» **Data extract**
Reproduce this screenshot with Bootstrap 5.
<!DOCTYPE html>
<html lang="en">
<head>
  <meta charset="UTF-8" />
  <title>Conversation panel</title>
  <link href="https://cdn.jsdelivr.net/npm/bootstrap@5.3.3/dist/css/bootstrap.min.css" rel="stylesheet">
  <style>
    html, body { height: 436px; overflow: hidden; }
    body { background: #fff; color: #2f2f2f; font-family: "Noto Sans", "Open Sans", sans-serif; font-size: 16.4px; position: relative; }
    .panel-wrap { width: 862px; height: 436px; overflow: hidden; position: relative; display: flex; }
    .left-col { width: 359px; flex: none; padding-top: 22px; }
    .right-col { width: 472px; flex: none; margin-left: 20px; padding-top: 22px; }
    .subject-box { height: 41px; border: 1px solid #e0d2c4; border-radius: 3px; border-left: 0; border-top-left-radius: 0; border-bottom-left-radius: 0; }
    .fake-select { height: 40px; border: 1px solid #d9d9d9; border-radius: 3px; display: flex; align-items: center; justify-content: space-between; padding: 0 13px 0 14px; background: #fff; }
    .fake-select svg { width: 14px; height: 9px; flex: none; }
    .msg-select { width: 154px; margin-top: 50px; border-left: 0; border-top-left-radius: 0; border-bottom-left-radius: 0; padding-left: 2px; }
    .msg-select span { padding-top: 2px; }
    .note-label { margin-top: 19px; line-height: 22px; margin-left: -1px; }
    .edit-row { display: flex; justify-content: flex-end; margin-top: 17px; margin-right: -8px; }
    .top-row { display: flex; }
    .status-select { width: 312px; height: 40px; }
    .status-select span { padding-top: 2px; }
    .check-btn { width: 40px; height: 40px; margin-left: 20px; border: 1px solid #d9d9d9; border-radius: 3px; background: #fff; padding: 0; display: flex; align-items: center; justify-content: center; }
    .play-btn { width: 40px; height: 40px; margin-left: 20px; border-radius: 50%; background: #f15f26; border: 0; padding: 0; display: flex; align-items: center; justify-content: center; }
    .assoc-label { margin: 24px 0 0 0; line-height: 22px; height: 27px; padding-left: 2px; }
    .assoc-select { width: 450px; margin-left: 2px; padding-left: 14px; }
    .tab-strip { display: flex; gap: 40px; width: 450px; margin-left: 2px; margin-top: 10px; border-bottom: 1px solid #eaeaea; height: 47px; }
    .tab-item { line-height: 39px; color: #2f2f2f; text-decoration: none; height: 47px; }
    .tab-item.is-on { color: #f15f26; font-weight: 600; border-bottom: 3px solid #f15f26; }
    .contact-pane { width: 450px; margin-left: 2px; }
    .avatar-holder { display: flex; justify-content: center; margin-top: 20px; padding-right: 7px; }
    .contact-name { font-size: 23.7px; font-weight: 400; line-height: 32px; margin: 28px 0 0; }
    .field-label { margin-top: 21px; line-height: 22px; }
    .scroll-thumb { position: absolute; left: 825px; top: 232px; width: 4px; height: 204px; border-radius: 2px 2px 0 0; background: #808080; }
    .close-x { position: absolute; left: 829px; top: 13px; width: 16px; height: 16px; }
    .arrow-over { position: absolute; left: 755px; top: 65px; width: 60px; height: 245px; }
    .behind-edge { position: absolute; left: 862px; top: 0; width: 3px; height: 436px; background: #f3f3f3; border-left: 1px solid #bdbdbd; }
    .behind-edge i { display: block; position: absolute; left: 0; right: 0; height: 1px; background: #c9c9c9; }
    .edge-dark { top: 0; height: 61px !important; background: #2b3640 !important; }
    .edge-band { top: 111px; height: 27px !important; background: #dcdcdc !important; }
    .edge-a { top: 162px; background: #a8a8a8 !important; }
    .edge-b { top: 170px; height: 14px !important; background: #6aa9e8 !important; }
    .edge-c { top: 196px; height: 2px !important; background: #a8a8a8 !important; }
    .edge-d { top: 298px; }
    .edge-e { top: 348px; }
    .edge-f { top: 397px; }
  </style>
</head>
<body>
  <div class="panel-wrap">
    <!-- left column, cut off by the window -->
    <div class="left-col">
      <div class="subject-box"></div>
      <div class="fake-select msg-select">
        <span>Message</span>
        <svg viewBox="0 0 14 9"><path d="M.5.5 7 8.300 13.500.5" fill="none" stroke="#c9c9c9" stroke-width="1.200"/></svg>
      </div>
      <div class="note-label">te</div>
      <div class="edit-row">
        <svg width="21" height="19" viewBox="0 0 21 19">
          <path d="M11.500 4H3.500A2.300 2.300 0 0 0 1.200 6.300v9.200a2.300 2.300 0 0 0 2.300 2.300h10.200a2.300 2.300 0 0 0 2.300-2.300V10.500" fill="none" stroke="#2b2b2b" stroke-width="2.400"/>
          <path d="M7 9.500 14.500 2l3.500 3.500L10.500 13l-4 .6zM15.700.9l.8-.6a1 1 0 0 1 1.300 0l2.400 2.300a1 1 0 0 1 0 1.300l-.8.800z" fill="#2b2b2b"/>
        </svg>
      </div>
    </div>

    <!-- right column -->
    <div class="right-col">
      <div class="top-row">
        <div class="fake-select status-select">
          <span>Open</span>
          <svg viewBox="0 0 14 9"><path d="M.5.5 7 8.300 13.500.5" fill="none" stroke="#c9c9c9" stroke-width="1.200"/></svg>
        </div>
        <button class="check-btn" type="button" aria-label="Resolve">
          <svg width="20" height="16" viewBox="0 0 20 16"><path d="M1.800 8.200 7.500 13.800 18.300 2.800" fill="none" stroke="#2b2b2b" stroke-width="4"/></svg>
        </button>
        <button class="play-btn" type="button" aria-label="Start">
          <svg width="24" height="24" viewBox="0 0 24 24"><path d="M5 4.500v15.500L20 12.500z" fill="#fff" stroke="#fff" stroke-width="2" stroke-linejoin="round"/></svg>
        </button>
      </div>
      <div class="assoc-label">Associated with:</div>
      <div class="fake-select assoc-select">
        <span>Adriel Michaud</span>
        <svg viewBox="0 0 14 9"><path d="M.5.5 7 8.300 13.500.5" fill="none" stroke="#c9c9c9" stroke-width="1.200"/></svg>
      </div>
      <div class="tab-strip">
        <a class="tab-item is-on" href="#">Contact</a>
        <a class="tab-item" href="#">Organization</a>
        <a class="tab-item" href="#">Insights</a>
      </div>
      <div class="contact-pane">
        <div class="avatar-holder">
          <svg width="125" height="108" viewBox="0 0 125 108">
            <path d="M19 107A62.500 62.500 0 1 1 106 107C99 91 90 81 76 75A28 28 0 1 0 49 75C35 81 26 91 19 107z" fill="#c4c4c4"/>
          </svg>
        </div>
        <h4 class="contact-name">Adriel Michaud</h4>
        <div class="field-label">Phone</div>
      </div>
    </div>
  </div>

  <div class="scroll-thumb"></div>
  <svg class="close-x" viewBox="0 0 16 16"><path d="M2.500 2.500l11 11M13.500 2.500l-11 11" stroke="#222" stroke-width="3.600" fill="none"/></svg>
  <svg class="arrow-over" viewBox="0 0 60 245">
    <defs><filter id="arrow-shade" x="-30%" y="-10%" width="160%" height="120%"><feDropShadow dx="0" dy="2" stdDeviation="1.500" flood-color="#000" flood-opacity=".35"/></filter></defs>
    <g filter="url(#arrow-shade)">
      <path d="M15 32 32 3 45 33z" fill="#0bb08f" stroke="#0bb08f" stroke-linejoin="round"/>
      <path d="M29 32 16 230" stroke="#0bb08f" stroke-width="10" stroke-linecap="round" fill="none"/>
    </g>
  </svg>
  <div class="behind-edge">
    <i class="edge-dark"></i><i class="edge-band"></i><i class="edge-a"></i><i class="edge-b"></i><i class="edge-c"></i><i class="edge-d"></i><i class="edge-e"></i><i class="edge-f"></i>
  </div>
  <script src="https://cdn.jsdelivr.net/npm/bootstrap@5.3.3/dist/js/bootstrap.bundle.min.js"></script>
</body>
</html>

» **Short problem**
Would you give the material above again, complete and exact?

» **Solution**
Reproduce this screenshot with Bootstrap 5.
<!DOCTYPE html>
<html lang="en">
<head>
  <meta charset="UTF-8" />
  <title>Conversation panel</title>
  <link href="https://cdn.jsdelivr.net/npm/bootstrap@5.3.3/dist/css/bootstrap.min.css" rel="stylesheet">
  <style>
    html, body { height: 436px; overflow: hidden; }
    body { background: #fff; color: #2f2f2f; font-family: "Noto Sans", "Open Sans", sans-serif; font-size: 16.4px; position: relative; }
    .panel-wrap { width: 862px; height: 436px; overflow: hidden; position: relative; display: flex; }
    .left-col { width: 359px; flex: none; padding-top: 22px; }
    .right-col { width: 472px; flex: none; margin-left: 20px; padding-top: 22px; }
    .subject-box { height: 41px; border: 1px solid #e0d2c4; border-radius: 3px; border-left: 0; border-top-left-radius: 0; border-bottom-left-radius: 0; }
    .fake-select { height: 40px; border: 1px solid #d9d9d9; border-radius: 3px; display: flex; align-items: center; justify-content: space-between; padding: 0 13px 0 14px; background: #fff; }
    .fake-select svg { width: 14px; height: 9px; flex: none; }
    .msg-select { width: 154px; margin-top: 50px; border-left: 0; border-top-left-radius: 0; border-bottom-left-radius: 0; padding-left: 2px; }
    .msg-select span { padding-top: 2px; }
    .note-label { margin-top: 19px; line-height: 22px; margin-left: -1px; }
    .edit-row { display: flex; justify-content: flex-end; margin-top: 17px; margin-right: -8px; }
    .top-row { display: flex; }
    .status-select { width: 312px; height: 40px; }
    .status-select span { padding-top: 2px; }
    .check-btn { width: 40px; height: 40px; margin-left: 20px; border: 1px solid #d9d9d9; border-radius: 3px; background: #fff; padding: 0; display: flex; align-items: center; justify-content: center; }
    .play-btn { width: 40px; height: 40px; margin-left: 20px; border-radius: 50%; background: #f15f26; border: 0; padding: 0; display: flex; align-items: center; justify-content: center; }
    .assoc-label { margin: 24px 0 0 0; line-height: 22px; height: 27px; padding-left: 2px; }
    .assoc-select { width: 450px; margin-left: 2px; padding-left: 14px; }
    .tab-strip { display: flex; gap: 40px; width: 450px; margin-left: 2px; margin-top: 10px; border-bottom: 1px solid #eaeaea; height: 47px; }
    .tab-item { line-height: 39px; color: #2f2f2f; text-decoration: none; height: 47px; }
    .tab-item.is-on { color: #f15f26; font-weight: 600; border-bottom: 3px solid #f15f26; }
    .contact-pane { width: 450px; margin-left: 2px; }
    .avatar-holder { display: flex; justify-content: center; margin-top: 20px; padding-right: 7px; }
    .contact-name { font-size: 23.7px; font-weight: 400; line-height: 32px; margin: 28px 0 0; }
    .field-label { margin-top: 21px; line-height: 22px; }
    .scroll-thumb { position: absolute; left: 825px; top: 232px; width: 4px; height: 204px; border-radius: 2px 2px 0 0; background: #808080; }
    .close-x { position: absolute; left: 829px; top: 13px; width: 16px; height: 16px; }
    .arrow-over { position: absolute; left: 755px; top: 65px; width: 60px; height: 245px; }
    .behind-edge { position: absolute; left: 862px; top: 0; width: 3px; height: 436px; background: #f3f3f3; border-left: 1px solid #bdbdbd; }
    .behind-edge i { display: block; position: absolute; left: 0; right: 0; height: 1px; background: #c9c9c9; }
    .edge-dark { top: 0; height: 61px !important; background: #2b3640 !important; }
    .edge-band { top: 111px; height: 27px !important; background: #dcdcdc !important; }
    .edge-a { top: 162px; background: #a8a8a8 !important; }
    .edge-b { top: 170px; height: 14px !important; background: #6aa9e8 !important; }
    .edge-c { top: 196px; height: 2px !important; background: #a8a8a8 !important; }
    .edge-d { top: 298px; }
    .edge-e { top: 348px; }
    .edge-f { top: 397px; }
  </style>
</head>
<body>
  <div class="panel-wrap">
    <!-- left column, cut off by the window -->
    <div class="left-col">
      <div class="subject-box"></div>
      <div class="fake-select msg-select">
        <span>Message</span>
        <svg viewBox="0 0 14 9"><path d="M.5.5 7 8.300 13.500.5" fill="none" stroke="#c9c9c9" stroke-width="1.200"/></svg>
      </div>
      <div class="note-label">te</div>
      <div class="edit-row">
        <svg width="21" height="19" viewBox="0 0 21 19">
          <path d="M11.500 4H3.500A2.300 2.300 0 0 0 1.200 6.300v9.200a2.300 2.300 0 0 0 2.300 2.300h10.200a2.300 2.300 0 0 0 2.300-2.300V10.500" fill="none" stroke="#2b2b2b" stroke-width="2.400"/>
          <path d="M7 9.500 14.500 2l3.500 3.500L10.500 13l-4 .6zM15.700.9l.8-.6a1 1 0 0 1 1.300 0l2.400 2.300a1 1 0 0 1 0 1.300l-.8.800z" fill="#2b2b2b"/>
        </svg>
      </div>
    </div>

    <!-- right column -->
    <div class="right-col">
      <div class="top-row">
        <div class="fake-select status-select">
          <span>Open</span>
          <svg viewBox="0 0 14 9"><path d="M.5.5 7 8.300 13.500.5" fill="none" stroke="#c9c9c9" stroke-width="1.200"/></svg>
        </div>
        <button class="check-btn" type="button" aria-label="Resolve">
          <svg width="20" height="16" viewBox="0 0 20 16"><path d="M1.800 8.200 7.500 13.800 18.300 2.800" fill="none" stroke="#2b2b2b" stroke-width="4"/></svg>
        </button>
        <button class="play-btn" type="button" aria-label="Start">
          <svg width="24" height="24" viewBox="0 0 24 24"><path d="M5 4.500v15.500L20 12.500z" fill="#fff" stroke="#fff" stroke-width="2" stroke-linejoin="round"/></svg>
        </button>
      </div>
      <div class="assoc-label">Associated with:</div>
      <div class="fake-select assoc-select">
        <span>Adriel Michaud</span>
        <svg viewBox="0 0 14 9"><path d="M.5.5 7 8.300 13.500.5" fill="none" stroke="#c9c9c9" stroke-width="1.200"/></svg>
      </div>
      <div class="tab-strip">
        <a class="tab-item is-on" href="#">Contact</a>
        <a class="tab-item" href="#">Organization</a>
        <a class="tab-item" href="#">Insights</a>
      </div>
      <div class="contact-pane">
        <div class="avatar-holder">
          <svg width="125" height="108" viewBox="0 0 125 108">
            <path d="M19 107A62.500 62.500 0 1 1 106 107C99 91 90 81 76 75A28 28 0 1 0 49 75C35 81 26 91 19 107z" fill="#c4c4c4"/>
          </svg>
        </div>
        <h4 class="contact-name">Adriel Michaud</h4>
        <div class="field-label">Phone</div>
      </div>
    </div>
  </div>

  <div class="scroll-thumb"></div>
  <svg class="close-x" viewBox="0 0 16 16"><path d="M2.500 2.500l11 11M13.500 2.500l-11 11" stroke="#222" stroke-width="3.600" fill="none"/></svg>
  <svg class="arrow-over" viewBox="0 0 60 245">
    <defs><filter id="arrow-shade" x="-30%" y="-10%" width="160%" height="120%"><feDropShadow dx="0" dy="2" stdDeviation="1.500" flood-color="#000" flood-opacity=".35"/></filter></defs>
    <g filter="url(#arrow-shade)">
      <path d="M15 32 32 3 45 33z" fill="#0bb08f" stroke="#0bb08f" stroke-linejoin="round"/>
      <path d="M29 32 16 230" stroke="#0bb08f" stroke-width="10" stroke-linecap="round" fill="none"/>
    </g>
  </svg>
  <div class="behind-edge">
    <i class="edge-dark"></i><i class="edge-band"></i><i class="edge-a"></i><i class="edge-b"></i><i class="edge-c"></i><i class="edge-d"></i><i class="edge-e"></i><i class="edge-f"></i>
  </div>
  <script src="https://cdn.jsdelivr.net/npm/bootstrap@5.3.3/dist/js/bootstrap.bundle.min.js"></script>
</body>
</html>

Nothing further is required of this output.